Rechtsexperte Ipsen: "Die Demokratie muss sich wehren"

Für ein Verbot spielt es keine Rolle, dass die NPD in mancherorts über 30 Prozent der Stimmen einfährt, sagt Rechtwissenschaftler Jörn Ipsen. Wichtig sei, ob sie verfassungswidrig ist - und dafür spreche einiges.

Hilft ein Verbot? Bild: dpa

taz: Herr Ipsen, die Bundesregierung diskutiert, ob die NPD verboten werden sollte. Was würde im Fall eines solchen Verbotes denn aus den Posten der NPD in Landtagen und Kommunalparlamenten werden?

Jörn Ipsen: Die NPD würde sämtliche Mandate zum Zeitpunkt der Urteilsverkündung durch das Bundesverfassungsgericht verlieren.

Würden die NPD-Sitze in den Parlamenten neu besetzt?

Nein. Diese Sitze würden schlicht und einfach wegfallen. Die Parlamente würden schrumpfen.

Hat es das in Deutschland schon mal gegeben?

Ja, beim Verbot der Sozialistischen Reichspartei. Die SRP verlor 1952 auch alle ihre Mandate. Damals urteilten die Verfassungsrichter: Man muss verfassungsfeindliche Parteien insbesondere dort bekämpfen, wo sie ihren größten Einfluss haben - also in den Parlamenten.

Wie ließe sich ein solches Verbot mit dem Wählerwillen vereinbaren? Der ist doch auch ein hohes Verfassungsgut

Zweifellos. Aber wenn ein Wähler für eine verfassungswidrige Partei stimmt, wählt er eine Zielsetzung, die mit der freiheitlich-demokratischen Grundordnung unvereinbar ist.
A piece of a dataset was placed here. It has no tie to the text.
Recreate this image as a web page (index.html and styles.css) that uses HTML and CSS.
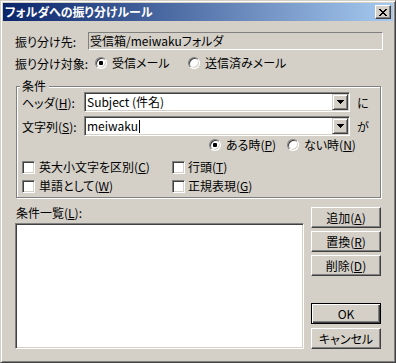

Der Grundsatz der wehrhaften Demokratie besagt: Solche Wähler und Parteien sollen nicht an der politischen Willensbildung teilhaben.

Wie wollen Sie eine solche Entscheidung den Wählerinnen und Wählern in Orten vermitteln, wo mehr als dreißig Prozent die NPD gewählt haben?

Hierbei handelt es sich zumeist um Protestwähler, nicht um ein eigentlich rechtsradikales Potenzial. Deshalb könnte ein Verbotsverfahren ein wichtiges Signal sein: Die Bürgerinnen und Bürger müssten sich wieder Parteien zuwenden, die das Grundgesetz achten.

Sie fänden es also unproblematisch, so vielen Wählern ihre Partei vor der Nase weg zu verbieten?

Selbstverständlich. Das ist keine Frage der Zumutbarkeit. Wenn ein Bürger eine verfassungswidrige Partei wählt, dann müssen wir ihm die Teilhabe an der politischen Willensbildung verwehren. So steht es im Grundgesetz. Das nennen wir wehrhafte Demokratie. Unsere Parlamente sollen nicht dazu missbraucht werden, verfassungsfeindliche Ziele zu verfolgen.

Könnte das Verbot nicht zu einem Märtyrerstatus für die NPD führen?

Verfassungsfeinde sind keine Märtyrer. Im Übrigen haben wir beim SRP- wie auch beim KPD-Verbot die Erfahrung gemacht: Solche Bewegungen werden durch ein Parteiverbot ganz erheblich geschwächt.

Würden Sie sich persönlich ein Verbot der NPD wünschen?

Die Frage ist nicht, ob das wünschenswert ist oder nicht. Die Frage ist, ob die NPD programmatisch und dem Verhalten ihrer Anhänger nach verfassungsfeindlich ist. Wenn sich an den Erkenntnissen der Regierung seit ihrem letzten Verbotsantrag nichts geändert hat, dann spricht vieles dafür, dass es sich bei der NPD tatsächlich um eine verfassungswidrige Partei handelt.